----- RECORD EXTRACTS

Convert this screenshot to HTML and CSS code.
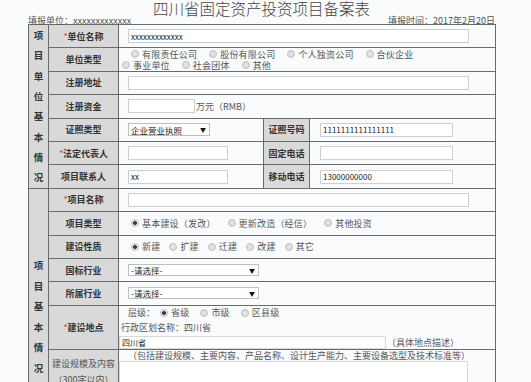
FILE: index.html
```html
<!DOCTYPE html>
<html>
<head>
    <meta charset="utf-8">
    <title>四川省固定资产投资项目备案表</title>
    <link rel="stylesheet" href="styles.css">
</head>
<body>
    <div class="page">
        <div class="title">四川省固定资产投资项目备案表</div>
        <div class="meta">
            <span>填报单位：xxxxxxxxxxxxx</span>
            <span>填报时间：2017年2月20日</span>
        </div>

        <table class="form">
            <colgroup>
                <col class="c_side">
                <col class="c_label">
                <col class="c_value">
                <col class="c_label2">
                <col class="c_value2">
            </colgroup>

            <!-- 项目单位基本情况 -->
            <tr class="row">
                <td class="side" rowspan="7"><div class="side_text">项目单位基本情况</div></td>
                <td class="label"><i class="req">*</i>单位名称</td>
                <td colspan="3"><input class="txt txt_full" value="xxxxxxxxxxxxx"></td>
            </tr>
            <tr class="row">
                <td class="label">单位类型</td>
                <td colspan="3" class="opts">
                    <div class="opt_line first">
                        <label class="opt"><span class="radio"></span>有限责任公司</label>
                        <label class="opt"><span class="radio"></span>股份有限公司</label>
                        <label class="opt"><span class="radio"></span>个人独资公司</label>
                        <label class="opt"><span class="radio"></span>合伙企业</label>
                    </div>
                    <div class="opt_line">
                        <label class="opt"><span class="radio"></span>事业单位</label>
                        <label class="opt"><span class="radio"></span>社会团体</label>
                        <label class="opt"><span class="radio"></span>其他</label>
                    </div>
                </td>
            </tr>
            <tr class="row">
                <td class="label">注册地址</td>
                <td colspan="3"><input class="txt txt_full" value=""></td>
            </tr>
            <tr class="row">
                <td class="label">注册资金</td>
                <td colspan="3">
                    <div class="inline">
                        <input class="txt txt_money" value="">
                        <span class="unit">万元（RMB）</span>
                    </div>
                </td>
            </tr>
            <tr class="row">
                <td class="label">证照类型</td>
                <td><div class="select sel_small"><span>企业营业执照</span><span class="arrow">▼</span></div></td>
                <td class="label">证照号码</td>
                <td class="right"><input class="txt txt_right" value="1111111111111111"></td>
            </tr>
            <tr class="row">
                <td class="label"><i class="req">*</i>法定代表人</td>
                <td><input class="txt txt_mid" value=""></td>
                <td class="label">固定电话</td>
                <td class="right"><input class="txt txt_right" value=""></td>
            </tr>
            <tr class="row">
                <td class="label">项目联系人</td>
                <td><input class="txt txt_mid" value="xx"></td>
                <td class="label">移动电话</td>
                <td class="right"><input class="txt txt_right" value="13000000000"></td>
            </tr>

            <!-- 项目基本情况 -->
            <tr class="row row_b">
                <td class="side" rowspan="8"><div class="side_text side_two">项目基本情况</div></td>
                <td class="label"><i class="req">*</i>项目名称</td>
                <td colspan="3"><input class="txt txt_full" value=""></td>
            </tr>
            <tr class="row">
                <td class="label">项目类型</td>
                <td colspan="3" class="opts">
                    <div class="opt_line first">
                        <label class="opt"><span class="radio on"></span>基本建设（发改）</label>
                        <label class="opt"><span class="radio"></span>更新改造（经信）</label>
                        <label class="opt"><span class="radio"></span>其他投资</label>
                    </div>
                </td>
            </tr>
            <tr class="row">
                <td class="label">建设性质</td>
                <td colspan="3" class="opts">
                    <div class="opt_line first tight">
                        <label class="opt"><span class="radio on"></span>新建</label>
                        <label class="opt"><span class="radio"></span>扩建</label>
                        <label class="opt"><span class="radio"></span>迁建</label>
                        <label class="opt"><span class="radio"></span>改建</label>
                        <label class="opt"><span class="radio"></span>其它</label>
                    </div>
                </td>
            </tr>
            <tr class="row">
                <td class="label">国标行业</td>
                <td colspan="3"><div class="select sel_wide"><span>-请选择-</span><span class="arrow">▼</span></div></td>
            </tr>
            <tr class="row">
                <td class="label">所属行业</td>
                <td colspan="3"><div class="select sel_wide"><span>-请选择-</span><span class="arrow">▼</span></div></td>
            </tr>
            <tr class="row_place">
                <td class="label"><i class="req">*</i>建设地点</td>
                <td colspan="3" class="place">
                    <div class="opt_line level">
                        <span class="level_text">层级：</span>
                        <label class="opt"><span class="radio on"></span>省级</label>
                        <label class="opt"><span class="radio"></span>市级</label>
                        <label class="opt"><span class="radio"></span>区县级</label>
                    </div>
                    <div class="region">行政区划名称：四川省</div>
                    <div class="inline">
                        <input class="txt txt_place" value="四川省">
                        <span class="unit">（具体地点描述）</span>
                    </div>
                </td>
            </tr>
            <tr class="row_scale">
                <td class="label label_top">建设规模及内容<br>（300字以内）</td>
                <td colspan="3" class="scale">
                    <div class="hint">（包括建设规模、主要内容、产品名称、设计生产能力、主要设备选型及技术标准等）</div>
                    <textarea class="area"></textarea>
                </td>
            </tr>
        </table>
    </div>
</body>
</html>
```

FILE: styles.css
```css
body {
    margin: 0;
    background-color: #fafbfd;
    color: #333;
    font-family: "Noto Sans CJK SC", "Microsoft YaHei", sans-serif;
    font-size: 9px;
}

.page {
    width: 467px;
    margin-left: 28px;
}

.title {
    text-align: center;
    font-size: 15.5px;
    font-weight: 300;
    line-height: 15px;
    padding-top: 1px;
    color: #444;
}

.meta {
    display: flex;
    justify-content: space-between;
    height: 8px;
    line-height: 9px;
    font-size: 9px;
    color: #555;
}

.form {
    width: 467px;
    table-layout: fixed;
    border-collapse: collapse;
    border: 1px solid #6b6b6b;
}

.c_side { width: 20px; }
.c_label { width: 70px; }
.c_value { width: 145px; }
.c_label2 { width: 46px; }
.c_value2 { width: 186px; }

.form td {
    border: 1px solid #6b6b6b;
    padding: 0 0 0 9px;
    vertical-align: middle;
}

.row {
    height: 23.4px;
}

.form td.side {
    background-color: #d9d9d9;
    padding: 0;
    font-weight: bold;
    font-size: 9.5px;
}

.side_text {
    width: 1em;
    margin: 0 auto;
    line-height: 20.3px;
    text-align: center;
}

.side_two {
    line-height: 20.6px;
    padding-top: 24px;
}

.form td.label {
    background-color: #d9d9d9;
    padding: 0;
    text-align: center;
    font-weight: bold;
    color: #333;
}

.req {
    color: #e23b3b;
    font-style: normal;
    font-weight: normal;
}

.form td.right {
    padding-left: 10px;
}

.txt {
    display: block;
    box-sizing: border-box;
    height: 14px;
    margin: 0;
    padding: 0 2px;
    border: 1px solid #cfcfcf;
    background-color: #fff;
    font-family: "Noto Sans CJK SC", "Microsoft YaHei", sans-serif;
    font-size: 8px;
    color: #222;
    outline: none;
}

.txt_full { width: 341px; }
.txt_money { width: 67px; }
.txt_mid { width: 100px; }
.txt_right { width: 133px; }
.txt_place { width: 267px; }

.inline {
    display: flex;
    align-items: center;
}

.unit {
    color: #555;
    padding-left: 1px;
}

.select {
    display: flex;
    justify-content: space-between;
    align-items: center;
    box-sizing: border-box;
    height: 13px;
    padding: 0 3px 0 2px;
    border: 1px solid #bfbfbf;
    background-color: #fff;
    font-size: 8.5px;
    color: #222;
}

.arrow {
    font-size: 6px;
    color: #111;
}

.sel_small { width: 82px; }
.sel_wide { width: 131px; height: 12px; }

.form td.opts {
    padding-left: 3px;
}

.opt_line {
    display: flex;
    align-items: center;
    line-height: 11px;
    color: #555;
}

.opt_line.first {
    padding-left: 9px;
}

.opt {
    display: flex;
    align-items: center;
    margin-right: 12px;
    letter-spacing: 0.2px;
}

.tight .opt {
    margin-right: 9px;
}

.radio {
    display: inline-block;
    box-sizing: border-box;
    width: 8px;
    height: 8px;
    margin-right: 3px;
    border: 1px solid #c4c4c4;
    border-radius: 50%;
    background: radial-gradient(circle, #e9e9e9 0, #d2d2d2 100%);
}

.radio.on {
    background: radial-gradient(circle, #3c3c3c 0, #3c3c3c 1.6px, #e4e4e4 2.2px, #d6d6d6 100%);
}

.row_place {
    height: 44px;
}

.form td.place {
    padding: 0;
}

.level {
    padding-left: 9px;
    height: 14px;
}

.level_text {
    margin-right: 5px;
}

.level .opt {
    margin-right: 11px;
}

.region {
    padding-left: 2px;
    line-height: 16px;
    color: #555;
}

.place .txt_place {
    height: 13px;
    border-color: #d8d8d8;
}

.row_scale {
    height: 72px;
}

.form td.label_top {
    vertical-align: top;
    padding-top: 6px;
    line-height: 16px;
    font-weight: normal;
    color: #555;
}

.form td.scale {
    padding: 0;
    vertical-align: top;
}

.hint {
    padding-left: 9px;
    line-height: 11px;
    color: #555;
}

.area {
    display: block;
    box-sizing: border-box;
    width: 349px;
    height: 60px;
    margin: 0;
    border: 1px solid #d8d8d8;
    background-color: #fff;
    resize: none;
}
```
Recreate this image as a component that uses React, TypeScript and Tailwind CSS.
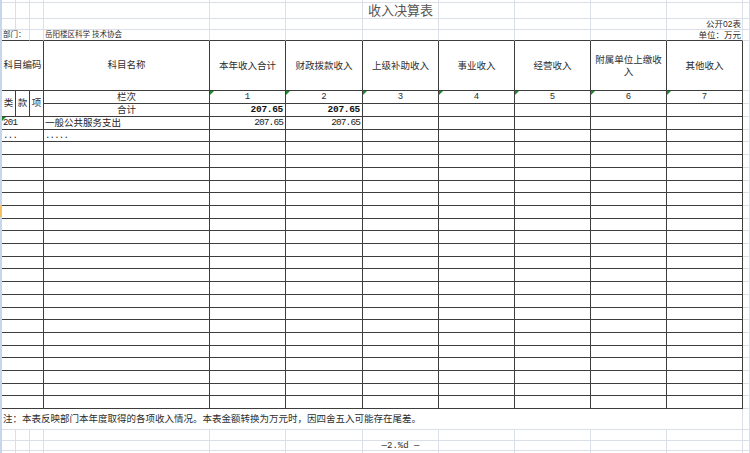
import React from 'react'

const LIGHT = 'border-r border-b border-[#dadfe8]'
const DARK = 'border-r border-b border-[#3d3d3d]'
const TOP_EDGE = 'border-r border-b border-r-[#dadfe8] border-b-[#3d3d3d]'

const CJK = "font-['Liberation_Sans','Noto_Sans_CJK_SC',sans-serif]"
const MONO = "font-['Liberation_Mono','Noto_Sans_CJK_SC',monospace]"

const HEADS = ['本年收入合计', '财政拨款收入', '上级补助收入', '事业收入', '经营收入', '附属单位上缴收入', '其他收入']

// heights of the 21 blank rows below "..."
const BLANK_H = [
  'h-[13px]', 'h-[13px]', 'h-[13px]', 'h-[12px]', 'h-[13px]', 'h-[13px]', 'h-[12px]',
  'h-[13px]', 'h-[13px]', 'h-[12px]', 'h-[13px]', 'h-[13px]', 'h-[13px]', 'h-[12px]',
  'h-[13px]', 'h-[13px]', 'h-[12px]', 'h-[13px]', 'h-[13px]', 'h-[12px]', 'h-[13px]',
]

function Flag() {
  return (
    <span className="absolute left-0 top-0 w-0 h-0 border-t-[4px] border-r-[4px] border-t-[#1b8a2a] border-r-transparent" />
  )
}

function LightRow({ h }: { h: string }) {
  return (
    <>
      {[...Array(12)].map((_, i) => (
        <div key={i} className={`${LIGHT} ${h}`} />
      ))}
    </>
  )
}

function DataRow({ h, code, name, total, fiscal, first, dots }: {
  h: string; code?: string; name?: string; total?: string; fiscal?: string; first?: boolean; dots?: boolean
}) {
  return (
    <>
      <div className={`col-span-3 relative ${DARK} ${h} ${MONO} text-[9px] leading-[12px] pl-[1px] text-[#222] tracking-[-0.6px]`}>
        {first && <Flag />}
        {code}
      </div>
      <div className={`${DARK} ${h} ${dots ? MONO + ' text-[9px] tracking-[-0.8px]' : CJK + ' text-[9.5px]'} leading-[12px] pl-[1px] text-[#222]`}>
        {name}
      </div>
      <div className={`${DARK} ${h} ${MONO} text-[9.5px] leading-[12px] text-right pr-[2px] text-[#222] tracking-[-0.9px]`}>{total}</div>
      <div className={`${DARK} ${h} ${MONO} text-[9.5px] leading-[12px] text-right pr-[2px] text-[#222] tracking-[-0.9px]`}>{fiscal}</div>
      {[...Array(5)].map((_, i) => (
        <div key={i} className={`${DARK} ${h}`} />
      ))}
      <div className={`${LIGHT} ${h}`} />
    </>
  )
}

export default function App() {
  return (
    <div className="w-[750px] h-[453px] bg-white overflow-hidden flex text-[#2e2e2e]">
      <div className="w-[2px] h-full bg-[#c8d6ea] flex flex-col shrink-0">
        <div className="h-[205px]" />
        <div className="h-[12px] bg-[#f6bf63]" />
      </div>

      <div className="grid grid-cols-[14px_14px_14px_166px_76px_77px_76px_76px_76px_76px_76px_7px] content-start">
        {/* top strip */}
        <LightRow h="h-[3px]" />

        {/* title row */}
        {[...Array(6)].map((_, i) => (
          <div key={i} className={`${LIGHT} h-[16px]`} />
        ))}
        <div className={`${LIGHT} h-[16px] ${CJK} text-[13px] leading-[16px] text-center text-[#555] whitespace-nowrap`}>
          收入决算表
        </div>
        {[...Array(5)].map((_, i) => (
          <div key={i} className={`${LIGHT} h-[16px]`} />
        ))}

        {/* 公开02表 */}
        {[...Array(10)].map((_, i) => (
          <div key={i} className={`${LIGHT} h-[11px]`} />
        ))}
        <div className={`${LIGHT} h-[11px] ${CJK} text-[8.5px] leading-[10px] text-right pr-[1px] whitespace-nowrap`}>
          公开02表
        </div>
        <div className={`${LIGHT} h-[11px]`} />

        {/* department / unit */}
        <div className={`col-span-2 ${TOP_EDGE} h-[11px] ${CJK} text-[7.5px] leading-[10px] pl-[1px] whitespace-nowrap`}>
          部门：
        </div>
        <div className={`${TOP_EDGE} h-[11px]`} />
        <div className={`${TOP_EDGE} h-[11px] ${CJK} text-[7.5px] leading-[10px] pl-[1px] whitespace-nowrap`}>
          岳阳楼区科学 技术协会
        </div>
        {[...Array(6)].map((_, i) => (
          <div key={i} className={`${TOP_EDGE} h-[11px]`} />
        ))}
        <div className={`${TOP_EDGE} h-[11px] ${CJK} text-[8.5px] leading-[10px] text-right pr-[1px] whitespace-nowrap`}>
          单位：万元
        </div>
        <div className={`${LIGHT} h-[11px]`} />

        {/* header */}
        <div className={`col-span-3 ${DARK} h-[50px] flex items-center justify-center ${CJK} text-[9.5px] whitespace-nowrap`}>
          科目编码
        </div>
        <div className={`${DARK} h-[50px] flex items-center justify-center ${CJK} text-[9.5px]`}>科目名称</div>
        {HEADS.map(t => (
          <div key={t} className={`${DARK} h-[50px] flex items-center justify-center text-center ${CJK} text-[9.5px] leading-[12px] px-[1px]`}>
            {t}
          </div>
        ))}
        <div className={`${LIGHT} h-[50px]`} />

        {/* 栏次 row */}
        {['类', '款', '项'].map(t => (
          <div key={t} className={`row-span-2 ${DARK} flex items-center justify-center ${CJK} text-[9.5px]`}>{t}</div>
        ))}
        <div className={`${DARK} h-[13px] text-center ${CJK} text-[9.5px] leading-[12px]`}>栏次</div>
        {[1, 2, 3, 4, 5, 6, 7].map(n => (
          <div key={n} className={`relative ${DARK} h-[13px] text-center ${MONO} text-[9px] leading-[12px]`}>
            <Flag />
            {n}
          </div>
        ))}
        <div className={`${LIGHT} h-[13px]`} />

        {/* 合计 row */}
        <div className={`${DARK} h-[13px] text-center ${CJK} text-[9.5px] leading-[12px]`}>合计</div>
        <div className={`${DARK} h-[13px] text-right pr-[2px] ${MONO} font-bold text-[9.5px] leading-[12px] tracking-[-0.3px] text-[#111]`}>207.65</div>
        <div className={`${DARK} h-[13px] text-right pr-[2px] ${MONO} font-bold text-[9.5px] leading-[12px] tracking-[-0.3px] text-[#111]`}>207.65</div>
        {[...Array(5)].map((_, i) => (
          <div key={i} className={`${DARK} h-[13px]`} />
        ))}
        <div className={`${LIGHT} h-[13px]`} />

        <DataRow h="h-[13px]" code="201" name="一般公共服务支出" total="207.65" fiscal="207.65" first />
        <DataRow h="h-[12px]" code="..." name="....." dots />
        {BLANK_H.map((h, i) => (
          <DataRow key={i} h={h} />
        ))}

        {/* note */}
        <div className={`col-span-11 ${LIGHT} h-[21px] flex items-center pl-[1px] ${CJK} text-[9.5px] whitespace-nowrap`}>
          注：本表反映部门本年度取得的各项收入情况。本表金额转换为万元时，因四舍五入可能存在尾差。
        </div>
        <div className={`${LIGHT} h-[21px]`} />

        <LightRow h="h-[11px]" />

        {[...Array(6)].map((_, i) => (
          <div key={i} className={`${LIGHT} h-[10px]`} />
        ))}
        <div className={`${LIGHT} h-[10px] text-center ${MONO} text-[9px] leading-[10px] whitespace-nowrap`}>
          —2.%d —
        </div>
        {[...Array(5)].map((_, i) => (
          <div key={i} className={`${LIGHT} h-[10px]`} />
        ))}

        {[...Array(12)].map((_, i) => (
          <div key={i} className="border-r border-[#dadfe8] h-[2px]" />
        ))}
      </div>
    </div>
  )
}
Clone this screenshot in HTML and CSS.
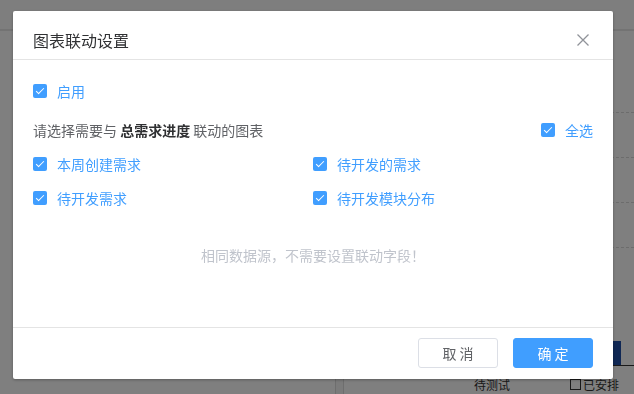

----------

Show the lines of the data that hold the word "this".

Convert this screenshot to HTML and CSS code.
Recreate this image as a component that uses React, TypeScript and Tailwind CSS.
Clone this screenshot in HTML and CSS.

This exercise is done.